First, the perhaps more intuitive direction: we show that if all component sequences converge and x^L = (\lim_{n\to\infty}x_1^n,\ldots,\lim_{n\to\infty}x_k^n), then x^L is the limit of \{x^n\}_{n\in\mathbb N}. It needs to be established that

(2)   \begin{equation*} \forall \varepsilon>0 \exists N\in\mathbb N:(\forall n \geq N: \|x^n - x^L\|_\infty <\varepsilon). \end{equation*}

Now, fix an arbitrary \varepsilon > 0. By convergence of the component sequences, for any j\in\{1,\ldots,k\}, there exists N_j\in\mathbb N:(\forall n \geq N_j: |x_j^n - \lim_{n\to\infty} x_j^n| <\varepsilon).
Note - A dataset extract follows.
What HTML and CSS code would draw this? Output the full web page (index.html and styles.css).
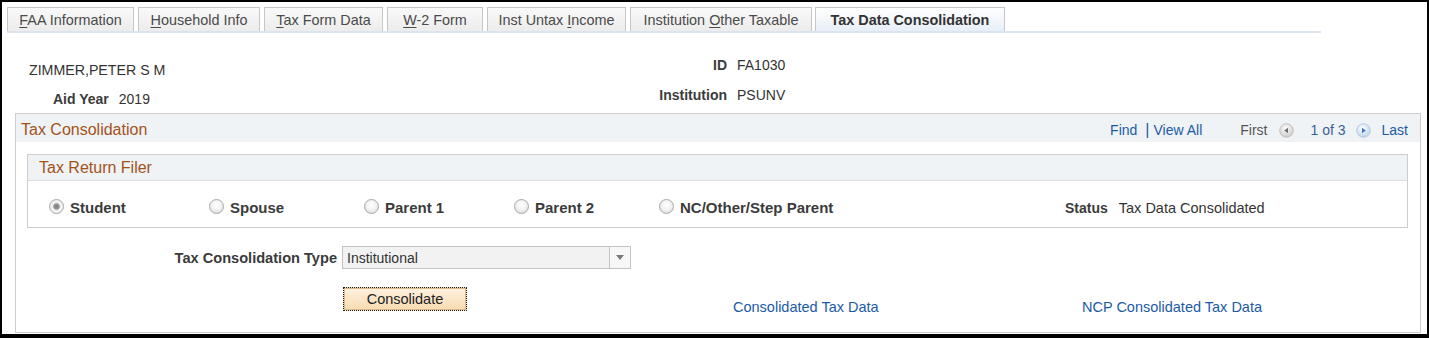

Hence, there exists N = \max_{j\in\{1,\ldots,k\}} N_j such that

    \[ \forall j\in\{1,\ldots,k\}: (\forall n \geq N: |x_j^n - \lim_{n\to\infty} x_j^n| <\varepsilon) \]

which is equivalent to

    \[ \forall n \geq N: \max_{j\in\{1,\ldots,k\}}|x_j^n - \lim_{n\to\infty} x_j^n| <\varepsilon. \]

Since \max_{j\in\{1,\ldots,k\}}|x_j^n - \lim_{n\to\infty} x_j^n| = \|x^n - x^L\|_\infty, and by the arbitrary choice of \varepsilon>0, this establishes (2).
Now, the other direction: we need to show that if x^L\in\mathbb R^k is the limit of \{x^n\}_{n\in\mathbb N}, then all component sequences converge and x^L = (\lim_{n\to\infty}x_1^n,\ldots,\lim_{n\to\infty}x_k^n). While this sounds a bit more intimidating, the logic is very similar to what we did so far.
Because x^L is the limit of \{x^n\}_{n\in\mathbb N}, it holds that

    \[ \forall \varepsilon>0 \exists N\in\mathbb N:(\forall n \geq N: \|x^n - x^L\|_\infty <\varepsilon). \]

Plugging in \max_{j\in\{1,\ldots,k\}}|x_j^n - x_j^L| = \|x^n - x^L\|_\infty, one obtains

    \[ \forall \varepsilon>0 \exists N\in\mathbb N:(\forall n \geq N: \max_{j\in\{1,\ldots,k\}}|x_j^n - x_j^L| <\varepsilon). \]

Now, fix an arbitrary \varepsilon > 0. Let N\in\mathbb N so that (\forall n \geq N: \max_{j\in\{1,\ldots,k\}}|x_j^n - x_j^L| <\varepsilon). Because for any j^*\in\{1,\ldots,k\}, |x_{j^*}^n - x_{j^*}^L| \leq \max_{j\in\{1,\ldots,k\}}|x_j^n - x_j^L|, it also holds that

    \[ \forall j\in\{1,\ldots,k\}:(\forall n \geq N: |x_j^n - x_j^L| <\varepsilon) \]

Hence, by the arbitrary choice of \varepsilon > 0, for any j\in\{1,\ldots,k\}, it holds that

    \[ \forall \varepsilon>0 \exists N\in\mathbb N:(\forall n \geq N: |x_j^n - x_j^L| <\varepsilon). \]

This is precisely the definition of the univariate limit, which allows to conclude that for any j\in\{1,\ldots,k\}, the component sequence \{x_j^n\}_{n\in\mathbb N} converges with limit \lim_{n\to\infty} x_j^n = x^L_j. Hence, x^L = (\lim_{n\to\infty}x_1^n,\ldots,\lim_{n\to\infty}x_k^n).

 

As a take-away of this exercise, you can memorize:

    1. When you want to compute a multivariate limit, you can pull the limit operator into the individual entries.
    2. If this does not work, the limit does not exist.